There were rumours then news of a disagreement but few could have expected the split between EA and FIFA to actually come to pass. For 30 years, the football governing body’s name was a banker atop video games sales charts no matter the quality. FIFA 23 will be the last game under that title in the EA series.
But the change is almost entirely superficial. Unlike the NFL, NBA and NHL, the governing body of soccer hold no rights to players or clubs.
EA Sports learned that lesson the stupid way back in the early 1990s before engaging in a decade-long quest to sew up the biggest player and team licenses for the world’s most popular sport.
A Unique Licensing Arrangement
As the aforementioned tale of EA’s initial license acquisition shows, FIFA don’t own any licenses other than the World Cup and Club World Cup. EA Sports has existing licensing arrangements, some of them exclusive, with the biggest leagues, players and tournaments.

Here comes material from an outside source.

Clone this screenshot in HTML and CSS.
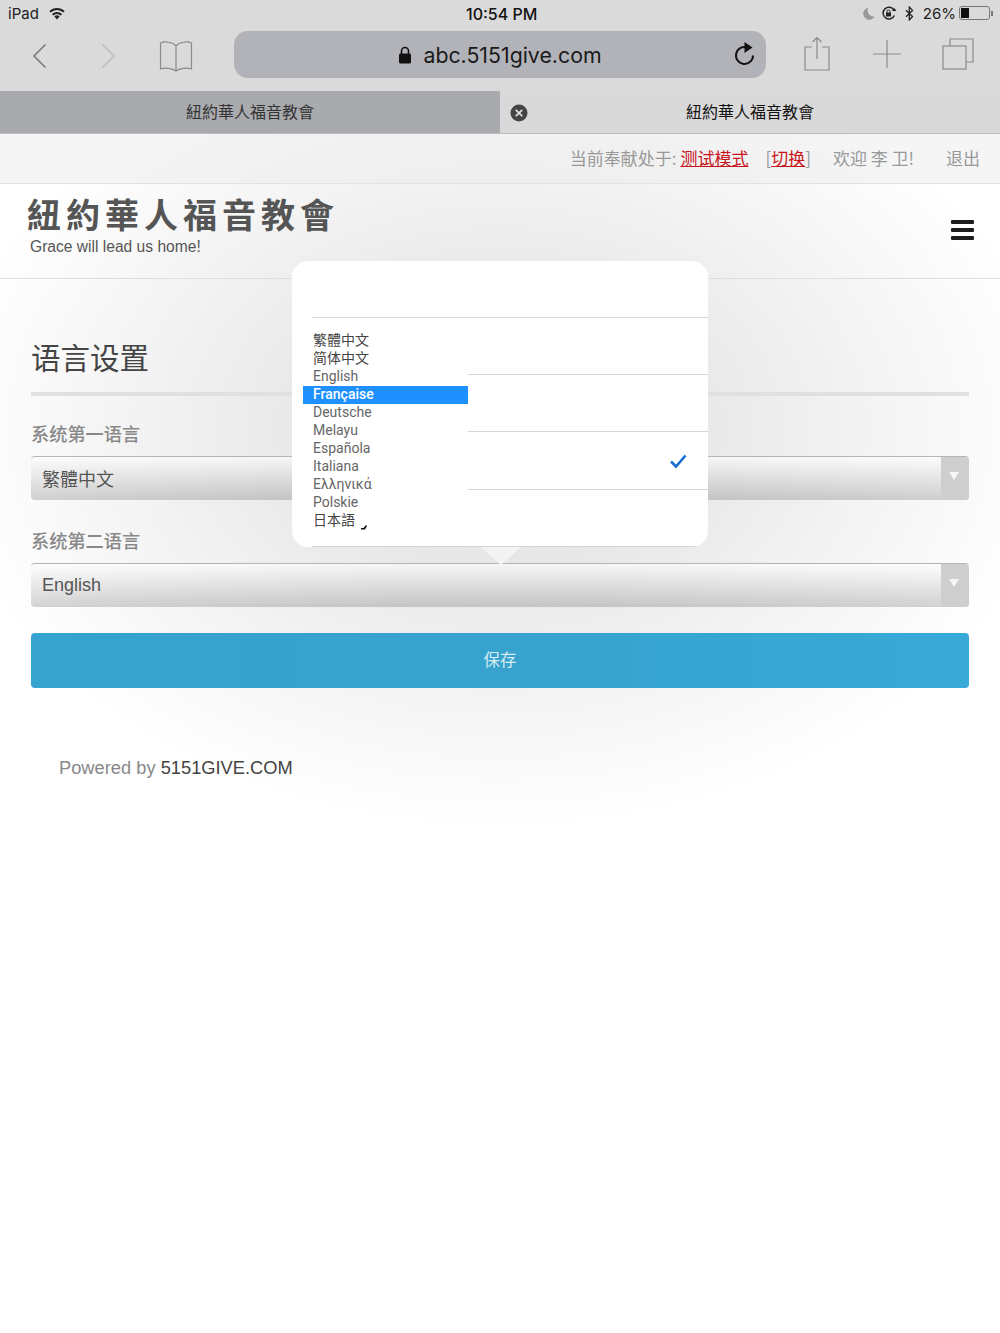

The upcoming EA Sports FC is presumably due out in autumn 2023 as per the annual release schedule. The game will have all of the same content outside of the FIFA-held tournament properties. The World Cup and Club World Cup being the best known of these and likely the only FIFA properties of any concern to EA.
The World Cup is the most watched sporting event on the planet and its name sells video games. However, that’s a bridge EA Sports FC won’t have to cross until 2026 as World Cup 2022 in Qatar this coming winter is still covered by the current deal and will, also presumably, appear as DLC of some sort for FIFA 23.
The other tournament may as well not exist. Nobody cares about the FIFA Club World Cup but it still appears annually in EA’s FIFA series.
What’s in a Name?
A large cohort of FIFA‘s purchasing base are casual players; fans of the sport itself and/or a particular team. They know who FIFA are. They know the game named for it has their team in it, awkward-looking manager model and all.
At the very far end of that video-game ambivalence spectrum lays a sizeable crowd of FIFA players who may experience a chilling effect on seeing a different name on the box.
You are reading an article about the seismic shift in the video game industry as a powerhouse sheds its name and a three-decades long relationship dissolves – you are already in the loop. Many are not; hesitation and confusion in those pockets may harm sales of the game.
EA Sports FC will be joined on shelves by FIFA, a property being developed by FIFA themselves.
The governing body announced they would be making a game bearing the now-iconic moniker. “The FIFA name is the only global, original title”, they said.
Whether EA can scream their EA Sports FC name loud enough to be heard by every potential customer remains to be seen. But FIFA could well be an unwelcome ghost on the shelf for the EA’s new name.
How ill-conceived an idea is it for FIFA to try make a game?? Will it even get released?? Will the FIFA name on the shelf harm EA Sports FC’s chances out of the gate?? Or will EA’s marketing power inform the masses effectively??